Tiviski pays 150 ouguiya (55 cents) a litre to the roaming herders, a significant boost to the income of the herders, whose nomadic lifestyle leaves them with few other economic opportunities.

The herders milk by hand wherever they happen to be.If they find themselves down the road from the dairy, they send their milk in a bucket; others use donkey carts or a network of pickup trucks to deliver their churns. That done, the nomads continue on their way, following the clouds by day and the stars by night.

There are cultural benefits for the residents of Nouakchott, too, as the dairy bridges the gap between their urban day-to-day life and their nomadic roots.

"We are the in-between generation with one foot in the town and another staying in the desert. We are part urban, part nomad," Seydou Sall, a local government official, explains at an evening tea party where guests sprawl on floor mats, their elbows propped on cushions as they sip from small patterned glasses.

The capital city of Nouakchott has mushroomed from some 200,000 residents when it was built in 1960 to almost 1 million today. And more people will surely follow the trail of money to the capital now that oil is flowing.

Yet many of the suited businessmen and bureaucrats plying the avenues of Nouakchott were born in tents. They smile in anticipation at the thought of the hot rainy season, when they have an excuse to head for the dunes, where they will rent a camel to provide a steady stream of fresh milk.

But at least now, during those months when they are confined to town, the pasteurized Tiviski camel milk fills the void.
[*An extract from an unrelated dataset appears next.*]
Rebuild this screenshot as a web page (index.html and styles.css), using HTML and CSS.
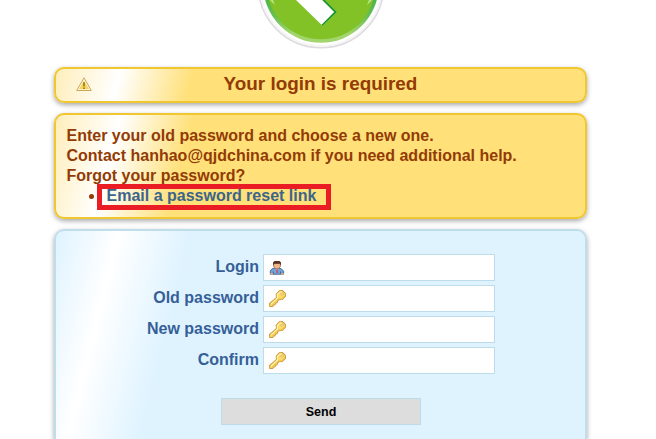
FILE: index.html
```html
<!DOCTYPE html>
<html lang="en">
<head>
<meta charset="utf-8">
<title>Login</title>
<link rel="stylesheet" href="styles.css">
</head>
<body>
<svg width="0" height="0" class="defs">
  <symbol id="key" viewBox="0 0 16 16">
    <path d="M7 7.2 6.8 3.9 9.8.8 12.6.5 15.4 3.2 15.5 6 12.4 9 9.3 9.1 8 10.4 7.6 12 6 12.3 5.7 13.9 4.1 14.2 3.5 15.5.8 15.5.5 12.8Z" fill="#fbdc68" stroke="#cf9a3c"/>
    <path d="M1.8 13.3 8 7.4 7.9 4.3 10.2 2 12.2 1.7" fill="none" stroke="#fff2a8" stroke-width="1.2"/>
    <path d="M2.8 14 8.6 8.2 12 8 14.3 5.6" fill="none" stroke="#f0c54c" stroke-width=".8"/>
    <circle cx="12.3" cy="3.8" r="1.1" fill="#fffdf0" stroke="#c9993b" stroke-width=".6"/>
  </symbol>
  <symbol id="user" viewBox="0 0 16 16">
    <path d="M1.3 14.2V11L3.3 8.7 6 8H9.2L12.3 8.8 14.6 11.2V14.2Z" fill="#72a4d9" stroke="#426c9e"/>
    <path d="M4.3 11.5V14M11.6 11.5V14" stroke="#426c9e"/>
    <path d="M6 8 8 10.3 10 8V7H6Z" fill="#edf3fa"/>
    <path d="M7.4 9H8.7L9 13H7.2Z" fill="#c95364"/>
    <path d="M4.6 3.5H11.4V6.3L9.8 8.5H6.2L4.6 6.3Z" fill="#efb58c" stroke="#9c623f" stroke-width=".7"/>
    <path d="M4 5.5V2.4L5.5 1H10.5L12 2.4V5.5L10.8 3.8H5.4Z" fill="#583225"/>
    <path d="M1.3 13H4V14.7H1.3ZM12 13H14.7V14.7H12Z" fill="#e6a57d"/>
  </symbol>
</svg>
<main class="page">
  <header class="logo">
    <svg width="130" height="52" viewBox="256 0 130 52">
      <defs>
        <linearGradient id="rim" x1="0" y1="0" x2="0" y2="42" gradientUnits="userSpaceOnUse">
          <stop offset="0" stop-color="#4fb64b"/>
          <stop offset=".4" stop-color="#69bf55"/>
          <stop offset=".8" stop-color="#a3d56e"/>
        </linearGradient>
      </defs>
      <circle cx="321" cy="-15" r="62.8" fill="#fff" stroke="#dedbe0" stroke-width="1.6"/>
      <circle cx="321" cy="-15" r="61" fill="none" stroke="#f5f4f5" stroke-width="1.5"/>
      <circle cx="321" cy="-15" r="57.8" fill="url(#rim)"/>
      <circle cx="321" cy="-15" r="54.3" fill="#82c226"/>
      <path d="M270 0H273L275 5ZM372 0H369L367 5Z" fill="#bee28a"/>
      <path d="M323.5 0 335.5 12 322 25" fill="none" stroke="#119345" stroke-width="1.6"/>
      <path d="M296 0H322L334 12 321.5 24.8Z" fill="#fff"/>
    </svg>
  </header>
  <section class="box warn notice">
    <svg class="alert" width="16" height="15" viewBox="0 0 16 15">
      <path d="M8 .8 15.3 13.5H.7Z" fill="#fffbe5" stroke="#cba75b"/>
      <path d="M8 3.5 13.2 12.3H2.8Z" fill="#f6d75e"/>
      <path d="M8 5.3V9.5M8 10.5V12" stroke="#a67c28" stroke-width="1.8"/>
    </svg>
    <h1>Your login is required</h1>
  </section>
  <section class="box warn help">
    <p>Enter your old password and choose a new one.</p>
    <p>Contact hanhao@qjdchina.com if you need additional help.</p>
    <p>Forgot your password?</p>
    <ul><li><a class="reset">Email a password reset link</a></li></ul>
  </section>
  <form class="box login">
    <label class="row"><span>Login</span><span class="field"><svg width="16" height="16"><use href="#user"/></svg></span></label>
    <label class="row"><span>Old password</span><span class="field"><svg width="17" height="17"><use href="#key"/></svg></span></label>
    <label class="row"><span>New password</span><span class="field"><svg width="17" height="17"><use href="#key"/></svg></span></label>
    <label class="row"><span>Confirm</span><span class="field"><svg width="17" height="17"><use href="#key"/></svg></span></label>
    <button type="button">Send</button>
  </form>
</main>
</body>
</html>
```
FILE: styles.css
```css
* { box-sizing: border-box; }
body {
  margin: 0;
  background: #fff;
  font: bold 16px/20px "Liberation Sans", Arial, sans-serif;
}
.defs { display: none; }
.page { width: 533px; margin-left: 54px; }
.logo { height: 67px; padding-left: 202px; }
.logo svg { display: block; }
.box {
  border: 2px solid;
  border-radius: 10px;
  margin-bottom: 10px;
  box-shadow: 0 2px 5px rgba(0, 0, 0, .35);
}
.warn {
  color: #933b05;
  border-color: #f1c72f;
  background: linear-gradient(104deg, #ffeebb 0, #fff 63px, #ffe079 134px);
}
.notice {
  height: 36px;
  display: grid;
  grid-template-columns: 20px 1fr 20px;
  align-items: center;
  padding: 0 20px;
}
.alert { margin-top: -2px; }
.notice h1 { margin: -2px 0 0; font-size: 18.9px; text-align: center; line-height: 30px; }
.help { height: 106px; padding: 11px 11px 11px 10.5px; }
.help p, .help ul { margin: 0; }
.help ul { padding-left: 30px; height: 20px; list-style: none; }
.help li { display: flex; align-items: flex-start; margin-left: -7.5px; }
.help li::before {
  content: "";
  width: 5px;
  height: 5px;
  margin: 8px 3px 0 0;
  border-radius: 50%;
  background: #933b05;
}
.reset {
  width: 234px;
  height: 26px;
  margin-top: -2px;
  padding-left: 4.5px;
  line-height: 14px;
  border: 5px solid #ea1c24;
  color: #3b658a;
}
.login {
  height: 210px;
  margin-bottom: 0;
  padding-top: 23px;
  color: #365f98;
  border-color: #c0deea;
  border-bottom: 0;
  border-radius: 10px 10px 0 0;
  background: linear-gradient(104deg, #dff3ff 0, #fff 61px, #dff3ff 130px);
}
.row {
  display: grid;
  grid-template-columns: 203px 232px;
  column-gap: 4px;
  height: 27px;
  margin-bottom: 4px;
  line-height: 25px;
  text-align: right;
}
.field {
  display: flex;
  align-items: center;
  padding-left: 5px;
  background: #fff;
  border: 1px solid #bddcea;
}
.login button {
  display: block;
  width: 200px;
  height: 27px;
  margin: 24px 0 0 165px;
  padding: 0;
  border: 1px solid #bddcea;
  background: #ddd;
  color: #000;
  font: bold 12.5px "Liberation Sans", Arial, sans-serif;
}
```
Although camel milk was the only product when the dairy opened its doors in 1989, Tiviski has since branched out into cow and goat milk. On average, it buys about 12,000 liters of raw milk a day.

"Over the years, herders have been able to raise their standard of living. It's an important financial lifeline that provides them with cash on a daily basis," says Abeiderrahmane. "And they are buying more feed and agroproducts, so that's injected life into another sector of the economy."

Providing children's snacks

The dairy also does its bit for the local community, mixing leftover milk with water and fruit flavorings to make a calcium-rich snack for schoolchildren in poor suburbs of the capital. The 500 plastic sachets distributed daily also carry messages like "wash your hands" and "clean your teeth."

There are environmental spinoffs, too. Wastewater from the milk production process is pumped to two nearby plots and acts like fertilizer for plants in the Tiviski gardens that provide some rare greenery in this city constantly under siege from the advancing sands.

The FAO says demand for camel milk is booming, but that there's not enough to go round because most of the 5.4 million tons produced yearly by the 20 million camels in the world gets guzzled by their young.

What the FAO wants to do is teach herders methods to quadruple the daily yield, and then entice enough investors to help camel milk move into lucrative markets in the West.

"The potential is massive," said Anthony Bennett, a dairy expert at FAO, in a briefing paper. "Milk is money. A world market worth $10 billion would be entirely within the realm of possibility."

Abeiderrahmane's dairy, which now employs 240 people, illustrates how much can be done with relatively modest resources but also some of the humps that still need to be gotten over.

Her innovative attempts to branch into cheese, for example, have been bogged down in red tape.

Given that camel milk doesn't curdle naturally, and that the cool, damp conditions needed for cheesemaking seem to exist only in mirages here on the edge of the Sahara Desert, it is remarkable that she managed to create a fromage de chamelle.

With the appearance of a rather square Camembert but the taste of a tangy goat's cheese, it has had stores like Harrods of England licking their lips.

But EU regulations means it cannot be exported. "It's quite ironic, really," Abeiderrahmane chuckles. "Because, despite the rules, most of the cheese makes it to Europe now – it just happens through people's suitcases."